En 1844 se publicó en el Reino Unido un libro sorprendente. Echando mano del gran caudal de conocimientos que la ciencia moderna comenzaba a generar, en aquel tratado escrito con una narrativa accesible a los no expertos se ofrecía una visión bastante coherente de cómo la materia se había organizado y había producido, a lo largo de vastos períodos de tiempo, las estrellas, los planetas, la vida en la Tierra, la evolución de las distintas especies animales y vegetales y la actividad mental. Se titulaba Vestiges of the natural history of creation y su autor permaneció anónimo durante cuarenta años. Hubo que aguardar a que Robert Chambers muriera para que los lectores de una obra que fue todo un best seller de la época conocieran qué mente había pergeñado semejante historia.

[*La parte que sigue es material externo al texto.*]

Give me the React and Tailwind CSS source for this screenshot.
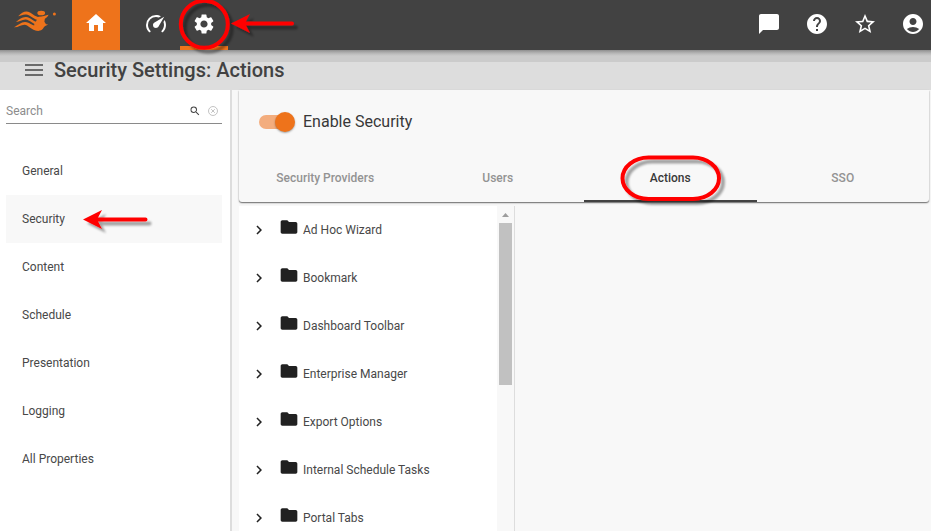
import React from "react";
import {
  MdHome, MdSettings, MdChatBubble, MdHelp, MdStarBorder, MdAccountCircle,
  MdMenu, MdSearch, MdFolder, MdChevronRight,
} from "react-icons/md";

const sections = ["General", "Security", "Content", "Schedule", "Presentation", "Logging", "All Properties"];
const tabs = ["Security Providers", "Users", "Actions", "SSO"];
const folders = [
  "Ad Hoc Wizard", "Bookmark", "Dashboard Toolbar", "Enterprise Manager",
  "Export Options", "Internal Schedule Tasks", "Portal Tabs",
];

function Logo() {
  return (
    <svg className="ml-[14px] mt-[10px] h-[22px] w-[42px]" viewBox="0 0 42 22" fill="#ee731b">
      <ellipse cx="27.2" cy="3" rx="3.9" ry="2.300" />
      <circle cx="40.400" cy="4.100" r="1.500" />
      <path d="M24.500 6.800C28.500 6.600 31.500 5.600 34.600 4.800C34 6.800 32 7.800 30.800 9L30.400 11.800L32 14.200L34 14.500C32.500 15.600 30.600 15.600 29.700 17.500C28 21 24.500 21.300 21.500 20L20 15Z" />
      <path d="M4.200 6.300C8 2.500 11.500 .2 16 2.500C19.500 4.500 21.500 7.200 26 7L26 10.500C20 10.200 16.500 5 12 4.600C9 4.400 7 6 4.200 6.300Z" />
      <path d="M2 12C5.500 9 8 6.700 12 6.900C17 7.400 19.500 12 25 12.200L25 15.500C19 14.800 16 9.700 11.500 9.500C8 9.400 5.500 11.900 2 12Z" />
      <path d="M0 17.300C4 15.300 7 12.200 11 12.100C16 12.300 18.500 16.200 24 16.400L25 20.700C17.500 21.500 15 14.900 10.500 14.800C6.500 14.800 4 17.700 0 17.300Z" />
    </svg>
  );
}

function Speedometer() {
  return (
    <svg className="h-6 w-6" viewBox="0 0 24 24" fill="currentColor">
      <path d="M12,16A3,3 0 0,1 9,13C9,11.88 9.61,10.9 10.5,10.39L20.21,4.77L14.68,14.35C14.18,15.33 13.17,16 12,16M12,3C13.81,3 15.5,3.5 16.97,4.32L14.87,5.53C14,5.19 13,5 12,5A8,8 0 0,0 4,13C4,15.21 4.89,17.21 6.34,18.65H6.35C6.74,19.04 6.74,19.67 6.35,20.06C5.96,20.45 5.32,20.45 4.93,20.07V20.07C3.12,18.26 2,15.76 2,13A10,10 0 0,1 12,3M22,13C22,15.76 20.88,18.26 19.07,20.07V20.07C18.68,20.45 18.05,20.45 17.66,20.06C17.27,19.67 17.27,19.04 17.66,18.65V18.65C19.11,17.2 20,15.21 20,13C20,12 19.81,11 19.46,10.1L20.67,8C21.5,9.5 22,11.18 22,13Z" />
    </svg>
  );
}

function Header() {
  return (
    <header className="flex h-[50px] shrink-0 bg-[#424242] text-white">
      <div className="w-[72px]"><Logo /></div>
      <div className="flex h-full w-12 justify-center bg-[#ee731b] pt-[11px]"><MdHome className="h-6 w-6" /></div>
      <div className="ml-3 flex h-full w-12 justify-center pt-3"><Speedometer /></div>
      <div className="flex h-full w-12 justify-center border-b-4 border-[#ee731b] pt-3"><MdSettings className="h-6 w-6" /></div>
      <div className="ml-auto flex gap-6 pr-[6px] pt-3">
        <MdChatBubble className="h-6 w-6" />
        <MdHelp className="h-6 w-6" />
        <MdStarBorder className="h-6 w-6" />
        <MdAccountCircle className="h-6 w-6" />
      </div>
    </header>
  );
}

function Sidebar() {
  return (
    <aside className="w-[232px] shrink-0 border-r-2 border-[#dddddd] bg-white px-[6px]">
      <div className="mb-[23px] flex h-[34px] w-[216px] items-center border-b border-[#8a8a8a] pt-2 text-[#8c8c8c]">
        <span className="flex-1">Search</span>
        <MdSearch className="mr-[7px] h-3 w-3 text-[#444]" />
        <svg className="mr-1 h-[10px] w-[10px]" viewBox="0 0 10 10" fill="none" stroke="#bcbcbc" strokeWidth="0.9">
          <circle cx="5" cy="5" r="4.5" /><path d="M3.200 3.200l3.600 3.600M6.800 3.200L3.200 6.800" />
        </svg>
      </div>
      <nav>
        {sections.map((s) => (
          <div key={s} className={"flex h-12 w-[216px] items-center pl-4 " + (s === "Security" ? "bg-[#f8f8f8]" : "")}>{s}</div>
        ))}
      </nav>
    </aside>
  );
}

function SecurityCard() {
  return (
    <div className="flex h-[112px] w-[690px] shrink-0 flex-col rounded-b-[3px] bg-[#f8f8f8] shadow-[0_1px_1px_rgba(0,0,0,0.35),0_1px_2px_rgba(0,0,0,0.3)]">
      <div className="flex h-16 items-center pl-5">
        <div className="flex h-[14px] w-[35px] items-center justify-end rounded-full bg-[#f3ad7e]">
          <div className="-mr-px h-5 w-5 shrink-0 rounded-full bg-[#ee731b] shadow-[0_1px_2px_rgba(0,0,0,0.35)]" />
        </div>
        <span className="ml-[9px] text-base text-[#383838]">Enable Security</span>
      </div>
      <div className="flex h-12 font-medium">
        {tabs.map((t) => (
          <div key={t} className={"flex w-1/4 items-center justify-center border-b-2 pt-[2px] " + (t === "Actions" ? "border-[#424242] text-[#383838]" : "border-transparent text-[#939393]")}>{t}</div>
        ))}
      </div>
    </div>
  );
}

function ActionTree() {
  return (
    <div className="mt-1 flex min-h-0 flex-1">
      <div className="w-[258px] overflow-hidden bg-white">
        {folders.map((f) => (
          <div key={f} className="flex h-12 items-center pl-[11px]">
            <MdChevronRight className="h-[18px] w-[18px] text-[#222]" />
            <MdFolder className="-mt-[7px] ml-[11px] h-5 w-5 text-[#212121]" />
            <span className="ml-1">{f}</span>
          </div>
        ))}
      </div>
      <div className="flex w-[18px] flex-col items-center border-r border-[#dddddd] bg-[#f8f8f8]">
        <svg className="mt-[7px] h-[4px] w-[7px]" viewBox="0 0 7 4" fill="#9d9d9d"><path d="M0 4L3.500 0L7 4Z" /></svg>
        <div className="mt-[6px] h-[162px] w-[13px] bg-[#c1c1c1]" />
      </div>
    </div>
  );
}

function Annotations() {
  return (
    <svg className="pointer-events-none absolute inset-0 z-20 h-[531px] w-[931px]" viewBox="0 0 931 531">
      <defs>
        <filter id="soft" x="-20%" y="-30%" width="150%" height="180%">
          <feDropShadow dx="4" dy="4" stdDeviation="1.200" floodColor="#000" floodOpacity="0.35" />
        </filter>
      </defs>
      <g filter="url(#soft)" stroke="#f00" fill="none" strokeWidth="4">
        <circle cx="204.300" cy="24.200" r="23.500" />
        <rect x="622.500" y="157.500" width="96.500" height="41.500" rx="26" ry="20.750" />
        <path d="M245 23.500H292M96 219.500H145.500" strokeLinecap="round" />
        <path d="M231 23.500L250 14L245 23.500L250 33Z M83 219.500L102 210L97 219.500L102 229Z" fill="#f00" stroke="none" />
      </g>
    </svg>
  );
}

export default function App() {
  return (
    <div className="relative flex h-[531px] w-[931px] flex-col overflow-hidden bg-[#f8f8f8] font-[Roboto,sans-serif] text-xs text-[#484848]">
      <Header />
      <div className="flex h-10 shrink-0 items-center bg-[linear-gradient(#8e8e8e_0px,#a8a8a8_2px,#bdbdbd_4px,#cbcbcb_6px,#cbcbcb_12px,#dddddd_12px)] pl-[22px]">
        <MdMenu className="h-6 w-6 text-[#6a6a6a]" />
        <h1 className="ml-2 text-xl font-medium text-[#424242]">Security Settings: Actions</h1>
      </div>
      <div className="flex min-h-0 flex-1">
        <Sidebar />
        <main className="flex min-w-0 flex-1 flex-col pl-[7px]">
          <SecurityCard />
          <ActionTree />
        </main>
      </div>
      <Annotations />
    </div>
  );
}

Chambers no era un científico –su principal dedicación era la edición de libros y de un periódico–, y es muy probable que su atrevimiento se debiera en parte a ese amateurismo que lo liberaba de la rigidez y los compartimentos estancos que se habían ido creando en la ciencia, dividida en disciplinas cada vez más especializadas. El libro tenía, por supuesto, algunos errores y, a falta de datos científicos, trataba algunos temas con cierta ligereza, lo cual generó críticas feroces por parte de la academia, incluido Thomas H. Huxley, que no desaprovechaba ninguna ocasión para afilar sus agudas garras. Sin embargo, al público le gustó, y mucho. Y también a algunos científicos y naturalistas, incluido Alfred Russel Wallace, que veía la obra como un interesante compendio que podía servir como acicate para la exploración científica.

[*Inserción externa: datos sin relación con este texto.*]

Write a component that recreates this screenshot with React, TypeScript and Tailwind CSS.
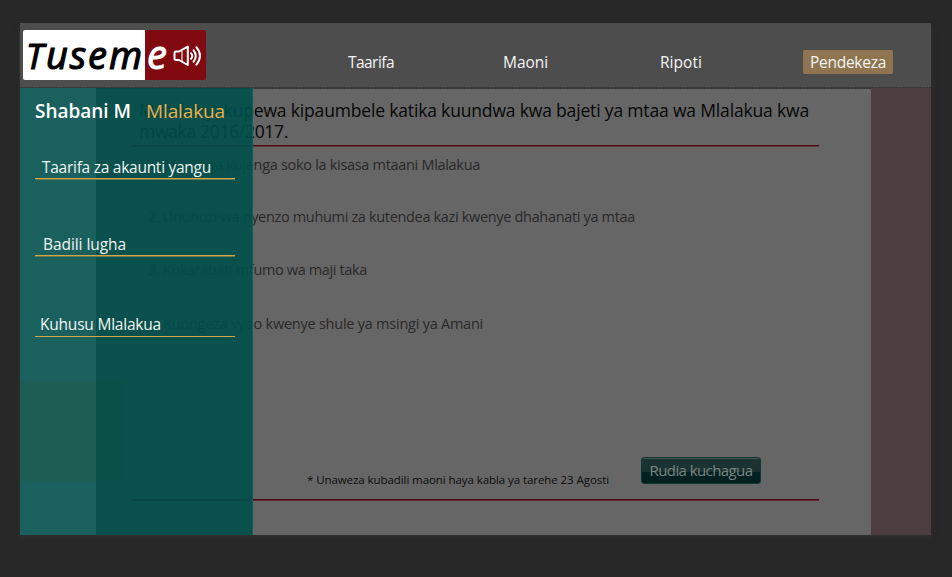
import { useLayoutEffect, useRef, useState } from "react";

type FitProps = { text: string; width: number; className?: string };

// Single line of text whose tracking is adjusted to fill the given width.
function Fit({ text, width, className = "" }: FitProps) {
  const ref = useRef<HTMLSpanElement>(null);
  const [tracking, setTracking] = useState(0);
  useLayoutEffect(() => {
    if (!ref.current) return;
    const natural = ref.current.getBoundingClientRect().width;
    setTracking((t) => t + (width - natural) / text.length);
  }, [text, width]);
  return (
    <span
      ref={ref}
      className={`inline-block whitespace-pre ${className}`}
      style={{ letterSpacing: `${tracking}px` }}
    >
      {text}
    </span>
  );
}

function Logo() {
  return (
    <div className="ml-[3px] mt-[7px] flex h-[50px] w-[183px] shrink-0 overflow-hidden rounded-[2px] font-['Open_Sans',sans-serif] text-[38px] font-medium italic leading-[48px]">
      <div className="flex w-[122px] items-baseline bg-white pl-[3px] text-black [-webkit-text-stroke:1.2px_black]">
        <span className="w-[20px] text-[35px]">T</span>
        <Fit text="usem" width={98} />
      </div>
      <div className="flex flex-1 bg-[#810a11] pl-[2px] text-white">
        <span className="w-[26px] text-[40px] [-webkit-text-stroke:1px_white]">e</span>
        <svg className="mt-[15px]" width="29" height="22" viewBox="0 0 29 22" fill="none" stroke="white" strokeWidth="2" strokeLinecap="round" strokeLinejoin="round">
          <path d="M6 6.5 L14.8 1.6 V20 L6 15 H3 Q1.5 15 1.5 13 V8.5 Q1.5 6.5 3 6.5 Z" />
          <path d="M9 6 V15.5" strokeWidth="1.1" />
          <path d="M18 8.2 Q20.5 11 18 13.8" />
          <path d="M20.5 5.2 Q25 11 20.5 16.8" />
          <path d="M23.4 2.2 Q30.5 11 23.4 19.6" />
        </svg>
      </div>
    </div>
  );
}

function Header() {
  return (
    <header className="h-[65px] bg-[#4d4d4d] text-[15.5px] leading-5 text-[#f4f4f4]">
      <div className="flex h-[64px]">
        <Logo />
        <nav className="flex pt-[29px]">
          <div className="ml-[142px] w-[155px]"><Fit text="Taarifa" width={46} /></div>
          <div className="w-[157px]"><Fit text="Maoni" width={45} /></div>
          <div className="w-[144px]"><Fit text="Ripoti" width={42} /></div>
        </nav>
        <button className="mt-[27px] -ml-px h-[24px] w-[90px] rounded-[2px] bg-[#8e744f] text-center leading-[22px]">
          <Fit text="Pendekeza" width={76} />
        </button>
      </div>
      <div className="h-[2px] bg-[repeating-linear-gradient(90deg,#343434_0_2px,#464646_2px_3px)]" />
    </header>
  );
}

function Content() {
  return (
    <main className="flex h-[447px] w-[851px] flex-col pl-[112px] pt-[12px] text-[#292929]">
      <div className="h-[44px] pl-[7px] text-[17.5px] leading-[21px] text-[#070707]">
        <div><Fit text="Mambo yakupewa kipaumbele katika kuundwa kwa bajeti ya mtaa wa Mlalakua kwa" width={670} /></div>
        <div><Fit text="mwaka 2016/2017." width={149} /></div>
      </div>
      <div className="mt-px h-[2px] w-[687px] border-b border-[#5d353a] bg-[#4f0913]" />
      <div className="flex h-[310px] flex-col pl-[16px] pt-[8px] text-[14.5px] leading-[20px]">
        <div className="h-[52px]"><Fit text="1. Mradi wa kujenga soko la kisasa mtaani Mlalakua" width={332} /></div>
        <div className="h-[53px]"><Fit text="2. Ununuzi wa nyenzo muhumi za kutendea kazi kwenye dhahanati ya mtaa" width={487} /></div>
        <div className="h-[54px]"><Fit text="3. Kukarabati mfumo wa maji taka" width={219} /></div>
        <div><Fit text="4. Kuongeza vyoo kwenye shule ya msingi ya Amani" width={335} /></div>
      </div>
      <div className="flex h-[42px] pl-[175px]">
        <div className="w-[334px] pt-[15px] text-[11.5px] leading-[16px] text-[#0c0c0c]">
          <Fit text="* Unaweza kubadili maoni haya kabla ya tarehe 23 Agosti" width={302} />
        </div>
        <button className="h-[27px] w-[120px] rounded-[3px] border border-[#0d3835] bg-[linear-gradient(#455555_0_1px,#1b3534_1px,#1a3130_55%,#02201f_55%)] text-center text-[15px] leading-[23px] text-[#7b8584]">
          <Fit text="Rudia kuchagua" width={103} />
        </button>
      </div>
      <div className="h-[2px] w-[687px] border-b border-[#59252c] bg-[#4f0913]" />
    </main>
  );
}

type EntryProps = { text: string; width: number; className: string };

function Entry({ text, width, className }: EntryProps) {
  return (
    <div className={`w-[200px] border-b border-[#d4a548] text-[15.5px] leading-5 text-[#f0f5f4] ${className}`}>
      <Fit text={text} width={width} />
    </div>
  );
}

function Sidebar() {
  return (
    <aside className="absolute left-0 top-[65px] h-[447px] w-[233px] bg-[#004f4a]/90">
      <div className="absolute inset-y-0 right-0 w-px bg-[#0a625b]" />
      <div className="absolute inset-y-0 left-0 w-[76px] bg-[#1a605c]" />
      <div className="absolute left-0 top-[293px] h-[100px] w-[76px] bg-[#1c5e53]" />
      <div className="absolute left-[76px] top-[293px] h-[100px] w-[26px] bg-[#0b4f49]" />
      <div className="relative flex flex-col pl-[15px] pt-[11px]">
        <div className="flex h-[57px] text-[19px] leading-6">
          <div className="w-[111px] font-semibold text-white"><Fit text="Shabani M" width={96} /></div>
          <div className="text-[#ebb04b]"><Fit text="Mlalakua" width={79} /></div>
        </div>
        <Entry text="Taarifa za akaunti yangu" width={169} className="h-[23px] pl-[7px] pt-[1px] shadow-[0_1px_0_#6b7a49]" />
        <Entry text="Badili lugha" width={83} className="mt-[53px] h-[24px] pl-[8px] pt-[2px] shadow-[0_1px_0_#6b7a49]" />
        <Entry text="Kuhusu Mlalakua" width={121} className="mt-[57px] h-[24px] pl-[5px] pt-px" />
      </div>
    </aside>
  );
}

export default function App() {
  return (
    <div className="h-[577px] w-[952px] overflow-hidden bg-[#282828] pl-[20px] pt-[23px] font-['Open_Sans','Noto_Sans',sans-serif]">
      <div className="relative h-[512px] w-[911px] bg-[#666666] shadow-[0_3px_5px_#3a3a3a80]">
        <Header />
        <div className="flex">
          <Content />
          <div className="h-[447px] w-[60px] bg-[#4d3d3e]" />
        </div>
        <Sidebar />
      </div>
    </div>
  );
}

Leídos en la actualidad, los Vestiges sorprenden por algunos brillantes destellos de clarividencia y por la habilidad con la que Chambers va hilando la historia del universo. Se explica la evolución cósmica a partir de formas simples de la materia, que se organizan guiadas por las leyes de la física; la formación del sistema solar debido a la agregación de la materia en torno a una estrella; la situación de la Tierra en el Cosmos («There is nothing at all singular or special in the astronomical situation of the earth»); la agitada vida geológica de nuestro planeta; la evolución biológica –sin llegar a discernir el concepto de selección natural, aunque anduvo cerca– y la idea de que el ser humano es una especie recién llegada a este mundo; la relación de la mente con el encéfalo y el hecho de que los fenómenos mentales son producto del encéfalo, por lo que deben estudiarse como cualquier otro fenómeno orgánico («The human constitution is merely a complicated but regular process in electrochemistry»).
«Leídos en la actualidad, los Vestiges sorprenden por la habilidad con la que Chambers va hilando la historia del universo»
Un año después de la publicación de los Vestiges, Alexander von Humboldt comenzaba la publicación de su obra magna Cosmos. El enfoque –y la magnitud– que Humboldt dio a su obra es distinto del de Chambers, pero la idea de fondo es la misma: ofrecer una historia universal tejida por el conocimiento científico. Sin embargo, estas obras aglutinadoras no dejaban de ser objetos extraños dentro de la extraordinaria explosión científica de los siglos XIX y XX, una explosión que generaba –y requería– personas expertas en campos cada vez más específicos. Hasta que a finales de los años ochenta del siglo pasado David Christian, un historiador de la Universidad Macquarie de Sydney, decidió armar un curso universitario sobre lo que él denominó big history. No todos los años surge una nueva disciplina académica. En este caso el terreno estaba bien abonado y a partir de ahí han florecido cursos sobre gran historia en un puñado de universidades del planeta. El objetivo no puede ser más fascinante: transitar desde el Big Bang hasta la mente de Beethoven sin abandonar nunca la cadena de conocimiento. En España hay un grupo pionero en la Universidad de Oviedo, impulsado por Olga García Moreno. Ya saben, próximamente en las mejores universidades: la gran historia.